On a certain level, it’s fitting that President Obama keeps pounding new corporate compliance requirements onto government contractors. After all, rewriting the social contract is at the heart of all this, and many more revisions are coming.

The latest new clause came from Obama himself: On Labor Day, he announced that all government contractors will be required to offer paid sick leave starting in 2017. (Cynical applause to the president for proposing a socially popular but business-unfriendly rule that delivers its full bite only after he leaves office.) Expect Obama to start hectoring Congress for a national paid sick leave law as soon as everyone in Washington gets back to work this week.

The president’s words will fall on deaf ears, of course, but that is part of his long-term political strategy: portray his administration as trying to give working-class America breathing room to survive, and Republicans as a bunch of meanies. As political strategies go that’s a good one, because Republicans are the party more beholden to Big Business, and Big Business does look like a bunch of meanies.

This populist movement against Big Business (“populist” isn’t even quite the right word for it, since plenty of white-collar, upper-class professionals hate the basic direction of modern business too) is happening on multiple fronts. Just in the last two weeks we’ve seen the National Labor Relations Board dramatically expand the definition of joint employers, and a federal court grant class-action status to Uber drivers pressing a lawsuit that they be considered employees rather than independent contractors. The NLRB also eased the way for unionization earlier this summer, and a host of state and local efforts to address worker grievances are afoot across the country. Obama made his paid sick leave announcement in Massachusetts specifically because voters there adopted a paid sick leave law for all businesses last year.

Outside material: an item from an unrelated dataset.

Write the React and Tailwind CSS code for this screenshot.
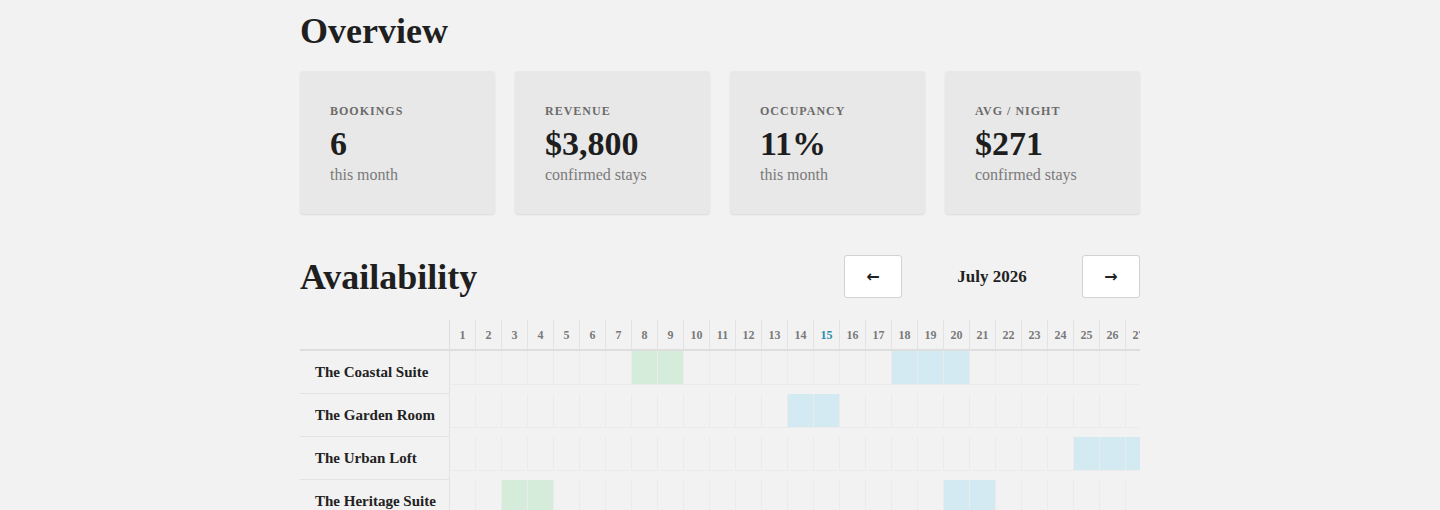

This push will affect corporate compliance officers in a few ways. Obviously the first challenge will simply be compliance with all these new rules; the policy and contract implications alone will be hugely onerous for many companies. For example, the best bit of wisdom we have in our article about the NLRB and joint-employer status is to review all your contracts and dump any element of control over a joint relationship you don’t absolutely want, to minimize what I’ll call “joint employer risk.” It’s an excellent point, but good luck with the scenario-planning necessary for that task.   

It’s tough to believe the CEO talking about a rigorous ethical culture where everyone is part of the same team, but oh by the way, we’re still opposed to giving you paid sick leave. Or a salary increase. Or parental leave for your newborn.

The deeper challenge, however, is how compliance officers navigate these battles over corporate culture—because that’s what they are, and as Corporate America tries to resist some of these measures, that will leave plenty of employees disenchanted and cynical about how much corporations really do care about them. It’s tough to believe the CEO talking about a rigorous ethical culture where everyone is part of the same team, but oh by the way, we’re still opposed to giving you paid sick leave. Or a salary increase. Or parental leave for your newborn.

All these issues are much more conflated than senior managers might think. The truth is that corporate ethics and corporate culture are intertwined; you can’t have business policies that are cheap, stingy, exacting, and dehumanizing without telegraphing to employees that the company doesn’t much care about them. And once they get that message, they don’t care much about the company in return—which is how you create a climate for bribes to be paid, abuses to happen, lies to be told.

In fairness, another truth is that many companies do try to be generous one individual at a time: people rallying to donate sick time to a coworker afflicted with cancer, or fund-raising to help someone whose home is destroyed by fire, or pinch-hitting a presentation when someone has a child in the hospital. It’s when we try to achieve those ends company-wide, through more generous policies (sick leave, parental leave, wage increases, and so forth) that senior leaders get cranky and the U.S. Chamber of Commerce starts threatening litigation.

Now the Obama Administration feels that it has the political wind at its back (because it does), so it is going to forge ahead with more worker-friendly policies that paint Corporate America in a difficult position: adopt them, or look like stingy jerks.

The implications are enough to make a compliance officer feel queasy. Let’s hope you have sick time.